GIVEN RECORDS:
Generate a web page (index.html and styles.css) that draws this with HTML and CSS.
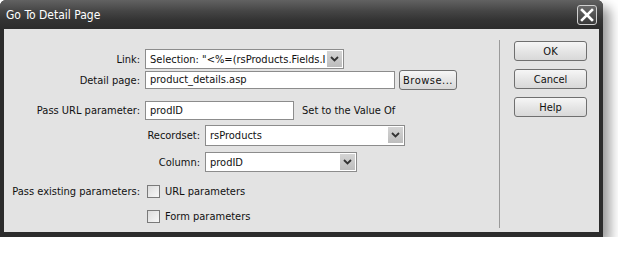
FILE: index.html
```html
<!DOCTYPE html>
<html lang="en">
<head>
    <meta charset="UTF-8">
    <title>Go To Detail Page</title>
    <link rel="stylesheet" href="styles.css">
</head>
<body>
    <div class="window">
        <div class="titlebar">
            <span class="title">Go To Detail Page</span>
            <div class="close-btn">
                <svg width="14" height="14" viewBox="0 0 14 14"><path d="M2 2 L12 12 M12 2 L2 12" stroke="#fff" stroke-width="2.6" stroke-linecap="square"/></svg>
            </div>
        </div>
        <div class="content">
            <div class="form">
                <div class="row row-link">
                    <label class="label">Link:</label>
                    <div class="select select-link">
                        <span class="select-text">Selection: "&lt;%=(rsProducts.Fields.I</span>
                        <span class="arrow"><svg width="9" height="6" viewBox="0 0 9 6"><path d="M1 1 L4.5 4.5 L8 1" fill="none" stroke="#333" stroke-width="1.8"/></svg></span>
                    </div>
                </div>
                <div class="row row-detail">
                    <label class="label">Detail page:</label>
                    <div class="input input-detail">product_details.asp</div>
                    <button class="btn btn-browse">Browse...</button>
                </div>
                <div class="row row-param">
                    <label class="label">Pass URL parameter:</label>
                    <div class="input input-param">prodID</div>
                    <span class="hint">Set to the Value Of</span>
                </div>
                <div class="row row-recordset">
                    <label class="label label-sub">Recordset:</label>
                    <div class="select select-recordset">
                        <span class="select-text">rsProducts</span>
                        <span class="arrow"><svg width="9" height="6" viewBox="0 0 9 6"><path d="M1 1 L4.5 4.5 L8 1" fill="none" stroke="#333" stroke-width="1.8"/></svg></span>
                    </div>
                </div>
                <div class="row row-column">
                    <label class="label label-sub">Column:</label>
                    <div class="select select-column">
                        <span class="select-text">prodID</span>
                        <span class="arrow"><svg width="9" height="6" viewBox="0 0 9 6"><path d="M1 1 L4.5 4.5 L8 1" fill="none" stroke="#333" stroke-width="1.8"/></svg></span>
                    </div>
                </div>
                <div class="row row-existing">
                    <label class="label">Pass existing parameters:</label>
                    <span class="checkbox"></span>
                    <span class="check-text">URL parameters</span>
                </div>
                <div class="row row-form">
                    <span class="label"></span>
                    <span class="checkbox"></span>
                    <span class="check-text">Form parameters</span>
                </div>
            </div>
            <div class="actions">
                <button class="btn btn-action">OK</button>
                <button class="btn btn-action">Cancel</button>
                <button class="btn btn-action">Help</button>
            </div>
        </div>
    </div>
</body>
</html>
```

FILE: styles.css
```css
body {
    margin: 0;
    background: #fff;
    font-family: "DejaVu Sans Condensed", "DejaVu Sans", sans-serif;
    font-size: 11px;
    color: #111;
}
.window {
    width: 603px;
    height: 237px;
    box-sizing: border-box;
    background: #2c2c2c;
    border-radius: 6px 6px 0 0;
    padding: 0 4px 5px 4px;
    box-shadow: 7px 7px 12px rgba(0, 0, 0, 0.4);
    display: flex;
    flex-direction: column;
}
.titlebar {
    height: 29px;
    margin: 0 -4px;
    padding: 0 6px 0 6px;
    border-radius: 6px 6px 0 0;
    background: linear-gradient(#626262, #444 40%, #333 70%, #2c2c2c);
    display: flex;
    align-items: center;
    justify-content: space-between;
}
.title {
    color: #fff;
    font-size: 12px;
    padding-top: 1px;
}
.close-btn {
    width: 18px;
    height: 18px;
    border: 1px solid #d0d0d0;
    border-radius: 3px;
    background: linear-gradient(#6a6a6a, #3a3a3a);
    display: flex;
    align-items: center;
    justify-content: center;
    margin-top: 1px;
}
.content {
    flex: 1;
    background: #e3e3e3;
    display: flex;
}
.form {
    width: 495px;
    padding-top: 20px;
}
.row {
    display: flex;
    align-items: center;
    height: 20px;
    white-space: nowrap;
}
.row-detail { margin-top: 1px; }
.row-param { margin-top: 10px; }
.row-recordset { margin-top: 5px; }
.row-column { margin-top: 7px; }
.row-existing { margin-top: 9px; }
.row-form { margin-top: 5px; }
.label {
    width: 136px;
    text-align: right;
    margin-right: 5px;
    flex-shrink: 0;
}
.label-sub {
    width: 196px;
}
.row-existing .label,
.row-form .label {
    margin-right: 7px;
}
.select {
    height: 20px;
    box-sizing: border-box;
    border: 1px solid #8c8c8c;
    background: #fff;
    display: flex;
    align-items: center;
    padding-left: 4px;
    overflow: hidden;
}
.select-text {
    flex: 1;
    white-space: nowrap;
    overflow: hidden;
}
.arrow {
    width: 15px;
    height: 16px;
    margin-right: 1px;
    background: linear-gradient(#d4d4d4, #bdbdbd);
    display: flex;
    align-items: center;
    justify-content: center;
    flex-shrink: 0;
}
.select-link { width: 199px; }
.select-recordset { width: 200px; height: 21px; }
.select-column { width: 152px; }
.input {
    height: 19px;
    box-sizing: border-box;
    border: 1px solid #8c8c8c;
    background: #fff;
    padding-left: 4px;
    line-height: 17px;
}
.input-detail { width: 250px; height: 18px; line-height: 16px; }
.input-param { width: 149px; }
.hint {
    margin-left: 8px;
}
.btn {
    font-family: "DejaVu Sans Condensed", "DejaVu Sans", sans-serif;
    font-size: 11px;
    color: #111;
    height: 20px;
    box-sizing: border-box;
    border: 1px solid #6f6f6f;
    border-radius: 3px;
    background: linear-gradient(#f6f6f6, #e6e6e6 50%, #d8d8d8);
    padding: 0;
}
.btn-browse {
    width: 58px;
    margin-left: 4px;
    letter-spacing: 0.5px;
}
.checkbox {
    width: 13px;
    height: 13px;
    box-sizing: border-box;
    border: 1px solid #7a7a7a;
    background: linear-gradient(135deg, #dcdcdc, #f8f8f8);
    flex-shrink: 0;
}
.check-text {
    margin-left: 5px;
}
.actions {
    border-left: 1px solid #9a9a9a;
    margin: 11px 0 4px 0;
    padding-left: 14px;
    display: flex;
    flex-direction: column;
    gap: 8px;
    padding-top: 1px;
}
.btn-action {
    width: 73px;
}
```
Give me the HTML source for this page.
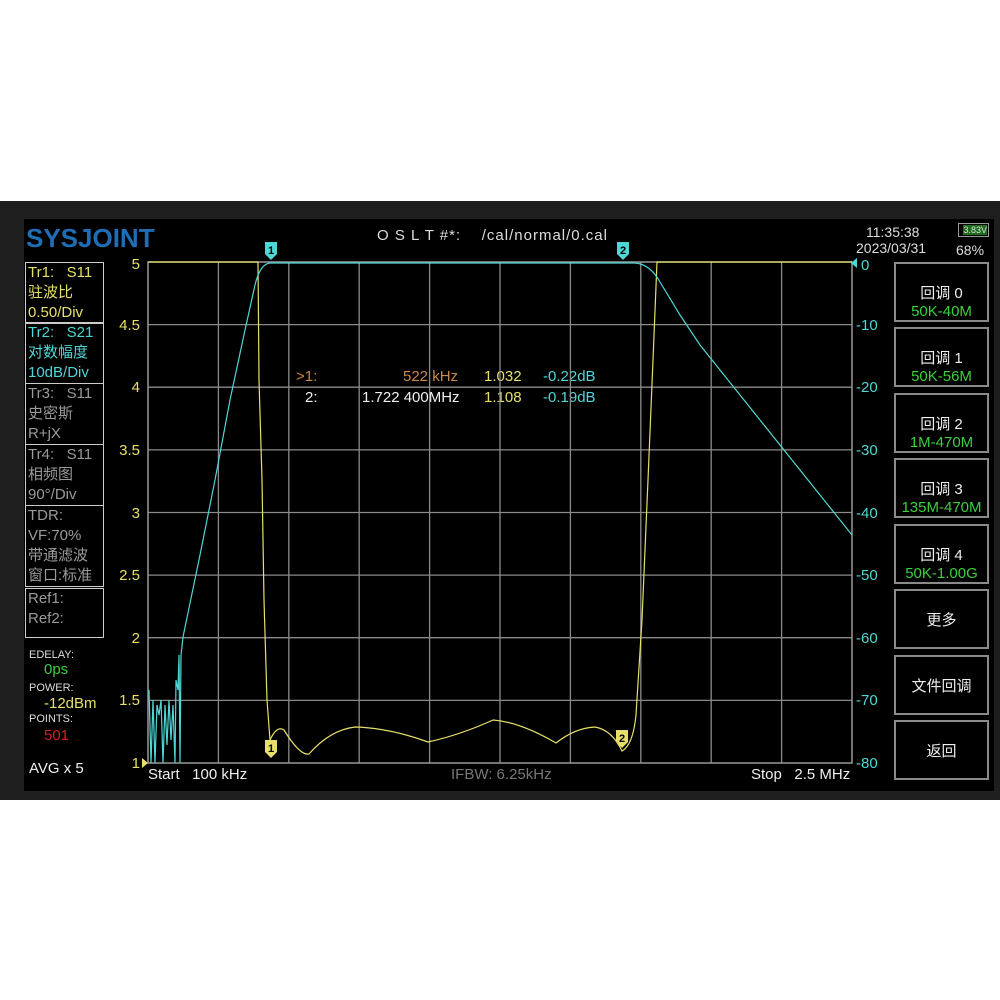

EXERCISE BRIEF:
Reproduce the full listing above verbatim, with no pictures included.

TASK OUTPUT:
Generate a web page (index.html and styles.css) that draws this with HTML and CSS.
FILE: index.html
```html
<!DOCTYPE html>
<html lang="en">
<head>
    <meta charset="UTF-8">
    <title>Go To Detail Page</title>
    <link rel="stylesheet" href="styles.css">
</head>
<body>
    <div class="window">
        <div class="titlebar">
            <span class="title">Go To Detail Page</span>
            <div class="close-btn">
                <svg width="14" height="14" viewBox="0 0 14 14"><path d="M2 2 L12 12 M12 2 L2 12" stroke="#fff" stroke-width="2.6" stroke-linecap="square"/></svg>
            </div>
        </div>
        <div class="content">
            <div class="form">
                <div class="row row-link">
                    <label class="label">Link:</label>
                    <div class="select select-link">
                        <span class="select-text">Selection: "&lt;%=(rsProducts.Fields.I</span>
                        <span class="arrow"><svg width="9" height="6" viewBox="0 0 9 6"><path d="M1 1 L4.5 4.5 L8 1" fill="none" stroke="#333" stroke-width="1.8"/></svg></span>
                    </div>
                </div>
                <div class="row row-detail">
                    <label class="label">Detail page:</label>
                    <div class="input input-detail">product_details.asp</div>
                    <button class="btn btn-browse">Browse...</button>
                </div>
                <div class="row row-param">
                    <label class="label">Pass URL parameter:</label>
                    <div class="input input-param">prodID</div>
                    <span class="hint">Set to the Value Of</span>
                </div>
                <div class="row row-recordset">
                    <label class="label label-sub">Recordset:</label>
                    <div class="select select-recordset">
                        <span class="select-text">rsProducts</span>
                        <span class="arrow"><svg width="9" height="6" viewBox="0 0 9 6"><path d="M1 1 L4.5 4.5 L8 1" fill="none" stroke="#333" stroke-width="1.8"/></svg></span>
                    </div>
                </div>
                <div class="row row-column">
                    <label class="label label-sub">Column:</label>
                    <div class="select select-column">
                        <span class="select-text">prodID</span>
                        <span class="arrow"><svg width="9" height="6" viewBox="0 0 9 6"><path d="M1 1 L4.5 4.5 L8 1" fill="none" stroke="#333" stroke-width="1.8"/></svg></span>
                    </div>
                </div>
                <div class="row row-existing">
                    <label class="label">Pass existing parameters:</label>
                    <span class="checkbox"></span>
                    <span class="check-text">URL parameters</span>
                </div>
                <div class="row row-form">
                    <span class="label"></span>
                    <span class="checkbox"></span>
                    <span class="check-text">Form parameters</span>
                </div>
            </div>
            <div class="actions">
                <button class="btn btn-action">OK</button>
                <button class="btn btn-action">Cancel</button>
                <button class="btn btn-action">Help</button>
            </div>
        </div>
    </div>
</body>
</html>
```

FILE: styles.css
```css
body {
    margin: 0;
    background: #fff;
    font-family: "DejaVu Sans Condensed", "DejaVu Sans", sans-serif;
    font-size: 11px;
    color: #111;
}
.window {
    width: 603px;
    height: 237px;
    box-sizing: border-box;
    background: #2c2c2c;
    border-radius: 6px 6px 0 0;
    padding: 0 4px 5px 4px;
    box-shadow: 7px 7px 12px rgba(0, 0, 0, 0.4);
    display: flex;
    flex-direction: column;
}
.titlebar {
    height: 29px;
    margin: 0 -4px;
    padding: 0 6px 0 6px;
    border-radius: 6px 6px 0 0;
    background: linear-gradient(#626262, #444 40%, #333 70%, #2c2c2c);
    display: flex;
    align-items: center;
    justify-content: space-between;
}
.title {
    color: #fff;
    font-size: 12px;
    padding-top: 1px;
}
.close-btn {
    width: 18px;
    height: 18px;
    border: 1px solid #d0d0d0;
    border-radius: 3px;
    background: linear-gradient(#6a6a6a, #3a3a3a);
    display: flex;
    align-items: center;
    justify-content: center;
    margin-top: 1px;
}
.content {
    flex: 1;
    background: #e3e3e3;
    display: flex;
}
.form {
    width: 495px;
    padding-top: 20px;
}
.row {
    display: flex;
    align-items: center;
    height: 20px;
    white-space: nowrap;
}
.row-detail { margin-top: 1px; }
.row-param { margin-top: 10px; }
.row-recordset { margin-top: 5px; }
.row-column { margin-top: 7px; }
.row-existing { margin-top: 9px; }
.row-form { margin-top: 5px; }
.label {
    width: 136px;
    text-align: right;
    margin-right: 5px;
    flex-shrink: 0;
}
.label-sub {
    width: 196px;
}
.row-existing .label,
.row-form .label {
    margin-right: 7px;
}
.select {
    height: 20px;
    box-sizing: border-box;
    border: 1px solid #8c8c8c;
    background: #fff;
    display: flex;
    align-items: center;
    padding-left: 4px;
    overflow: hidden;
}
.select-text {
    flex: 1;
    white-space: nowrap;
    overflow: hidden;
}
.arrow {
    width: 15px;
    height: 16px;
    margin-right: 1px;
    background: linear-gradient(#d4d4d4, #bdbdbd);
    display: flex;
    align-items: center;
    justify-content: center;
    flex-shrink: 0;
}
.select-link { width: 199px; }
.select-recordset { width: 200px; height: 21px; }
.select-column { width: 152px; }
.input {
    height: 19px;
    box-sizing: border-box;
    border: 1px solid #8c8c8c;
    background: #fff;
    padding-left: 4px;
    line-height: 17px;
}
.input-detail { width: 250px; height: 18px; line-height: 16px; }
.input-param { width: 149px; }
.hint {
    margin-left: 8px;
}
.btn {
    font-family: "DejaVu Sans Condensed", "DejaVu Sans", sans-serif;
    font-size: 11px;
    color: #111;
    height: 20px;
    box-sizing: border-box;
    border: 1px solid #6f6f6f;
    border-radius: 3px;
    background: linear-gradient(#f6f6f6, #e6e6e6 50%, #d8d8d8);
    padding: 0;
}
.btn-browse {
    width: 58px;
    margin-left: 4px;
    letter-spacing: 0.5px;
}
.checkbox {
    width: 13px;
    height: 13px;
    box-sizing: border-box;
    border: 1px solid #7a7a7a;
    background: linear-gradient(135deg, #dcdcdc, #f8f8f8);
    flex-shrink: 0;
}
.check-text {
    margin-left: 5px;
}
.actions {
    border-left: 1px solid #9a9a9a;
    margin: 11px 0 4px 0;
    padding-left: 14px;
    display: flex;
    flex-direction: column;
    gap: 8px;
    padding-top: 1px;
}
.btn-action {
    width: 73px;
}
```
Give me the HTML source for this page.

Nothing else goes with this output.